Task to complete – Stop at the line containing "import React from": repeat exactly every line of the entries below from the first up to it, plus that line, with pictures omitted.

================

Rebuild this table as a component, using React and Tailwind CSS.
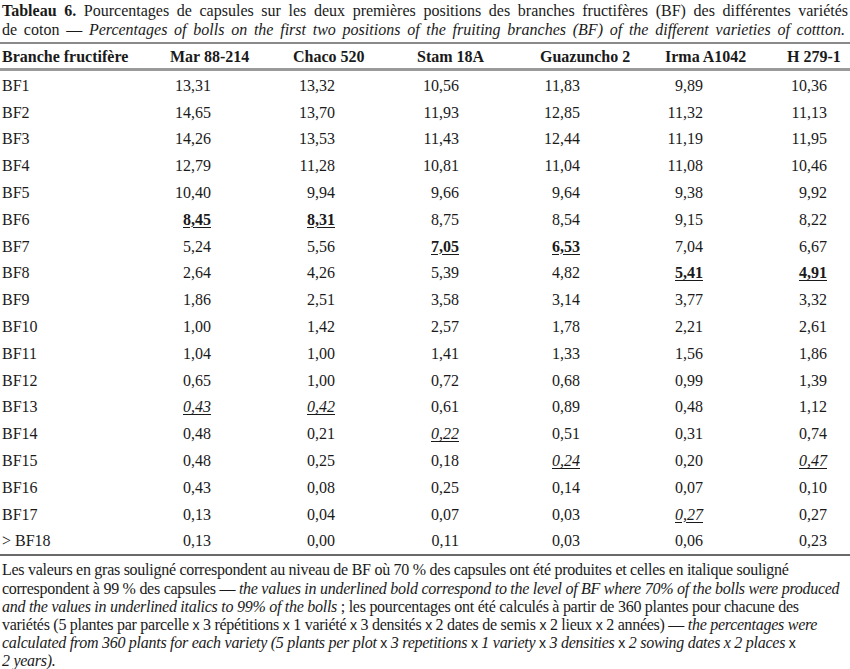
import React from "react";

const rows = [
  ["BF1", "13,31", "13,32", "10,56", "11,83", "9,89", "10,36"],
  ["BF2", "14,65", "13,70", "11,93", "12,85", "11,32", "11,13"],
  ["BF3", "14,26", "13,53", "11,43", "12,44", "11,19", "11,95"],
  ["BF4", "12,79", "11,28", "10,81", "11,04", "11,08", "10,46"],
  ["BF5", "10,40", "9,94", "9,66", "9,64", "9,38", "9,92"],
  ["BF6", "*8,45", "*8,31", "8,75", "8,54", "9,15", "8,22"],
  ["BF7", "5,24", "5,56", "*7,05", "*6,53", "7,04", "6,67"],
  ["BF8", "2,64", "4,26", "5,39", "4,82", "*5,41", "*4,91"],
  ["BF9", "1,86", "2,51", "3,58", "3,14", "3,77", "3,32"],
  ["BF10", "1,00", "1,42", "2,57", "1,78", "2,21", "2,61"],
  ["BF11", "1,04", "1,00", "1,41", "1,33", "1,56", "1,86"],
  ["BF12", "0,65", "1,00", "0,72", "0,68", "0,99", "1,39"],
  ["BF13", "_0,43", "_0,42", "0,61", "0,89", "0,48", "1,12"],
  ["BF14", "0,48", "0,21", "_0,22", "0,51", "0,31", "0,74"],
  ["BF15", "0,48", "0,25", "0,18", "_0,24", "0,20", "_0,47"],
  ["BF16", "0,43", "0,08", "0,25", "0,14", "0,07", "0,10"],
  ["BF17", "0,13", "0,04", "0,07", "0,03", "_0,27", "0,27"],
  ["> BF18", "0,13", "0,00", "0,11", "0,03", "0,06", "0,23"],
];

const headers = ["Mar 88-214", "Chaco 520", "Stam 18A", "Guazuncho 2", "Irma A1042", "H 279-1"];
const headPad = ["pl-[5px]", "pl-[5px]", "pl-[7px]", "pl-[8px]", "pl-[7px]", "pl-[7px]"];
const numPad = ["pr-[77px]", "pr-[75px]", "pr-[73px]", "pr-[78px]", "pr-[77px]", "pr-[23px]"];

const grid = "grid grid-cols-[165px_123px_122px_122px_126px_122px_70px]";

function Val({ v }) {
  if (v.startsWith("*")) return <span className="font-bold underline underline-offset-2">{v.slice(1)}</span>;
  if (v.startsWith("_")) return <span className="italic underline underline-offset-2">{v.slice(1)}</span>;
  return <span>{v}</span>;
}

const X = () => <span className="font-['Liberation_Sans',sans-serif] not-italic text-[14px]">x</span>;

export default function App() {
  return (
    <div className="w-[850px] h-[669px] bg-white text-[#1a1a1a] font-['Liberation_Serif',serif] text-[16px] leading-[19px] overflow-hidden">
      <div className="pl-[2px] pr-[2px] pt-[1px]">
        <div className="text-justify [text-align-last:justify]">
          <span className="font-bold">Tableau 6.</span> Pourcentages de capsules sur les deux premières positions des branches fructifères (BF) des différentes variétés
        </div>
        <div className="text-justify [text-align-last:justify] pr-[3px]">
          de coton — <span className="italic">Percentages of bolls on the first two positions of the fruiting branches (BF) of the different varieties of cottton.</span>
        </div>
      </div>
      <div className="mt-[3px] border-t-[2px] border-[#8a8a8a]" />
      <div className={`${grid} h-[24px] items-center font-bold`}>
        <div className="pl-[2px] whitespace-nowrap">Branche fructifère</div>
        {headers.map((h, i) => (
          <div key={h} className={`${headPad[i]} whitespace-nowrap`}>{h}</div>
        ))}
      </div>
      <div className="border-t-[3px] border-[#9a9a9a]" />
      <div className="pt-[1px]">
        {rows.map((r) => (
          <div key={r[0]} className={`${grid} h-[26.8px] items-center`}>
            <div className="pl-[2px] whitespace-nowrap">{r[0]}</div>
            {r.slice(1).map((v, i) => (
              <div key={i} className={`text-right ${numPad[i]} whitespace-nowrap`}>
                <Val v={v} />
              </div>
            ))}
          </div>
        ))}
      </div>
      <div className="border-t-[2px] border-[#6a6a6a]" />
      <div className="pl-[2px] pt-[5px] leading-[18.2px] tracking-[-0.27px]">
        <div className="whitespace-nowrap">Les valeurs en gras souligné correspondent au niveau de BF où 70 % des capsules ont été produites et celles en italique souligné</div>
        <div className="whitespace-nowrap">correspondent à 99 % des capsules — <span className="italic">the values in underlined bold correspond to the level of BF where 70% of the bolls were produced</span></div>
        <div className="whitespace-nowrap"><span className="italic">and the values in underlined italics to 99% of the bolls</span> ; les pourcentages ont été calculés à partir de 360 plantes pour chacune des</div>
        <div className="whitespace-nowrap">variétés (5 plantes par parcelle <X /> 3 répétitions <X /> 1 variété <X /> 3 densités <X /> 2 dates de semis <X /> 2 lieux <X /> 2 années) — <span className="italic">the percentages were</span></div>
        <div className="whitespace-nowrap italic">calculated from 360 plants for each variety (5 plants per plot <X /> 3 repetitions <X /> 1 variety <X /> 3 densities <X /> 2 sowing dates x 2 places <X /></div>
        <div className="whitespace-nowrap italic">2 years).</div>
      </div>
    </div>
  );
}
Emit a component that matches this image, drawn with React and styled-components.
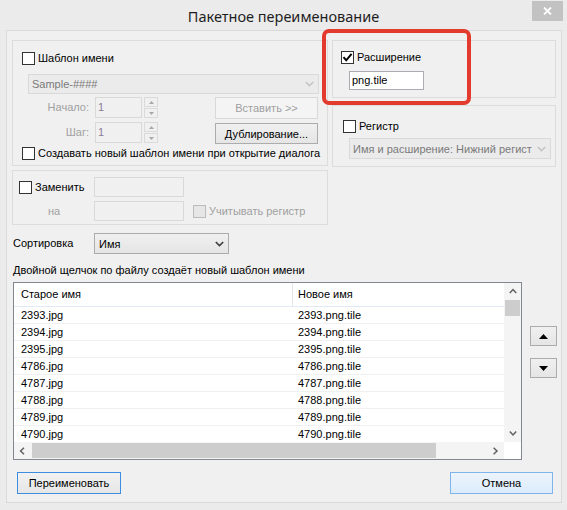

================

The response –
Rebuild this table as a component, using React and Tailwind CSS.
import React from "react";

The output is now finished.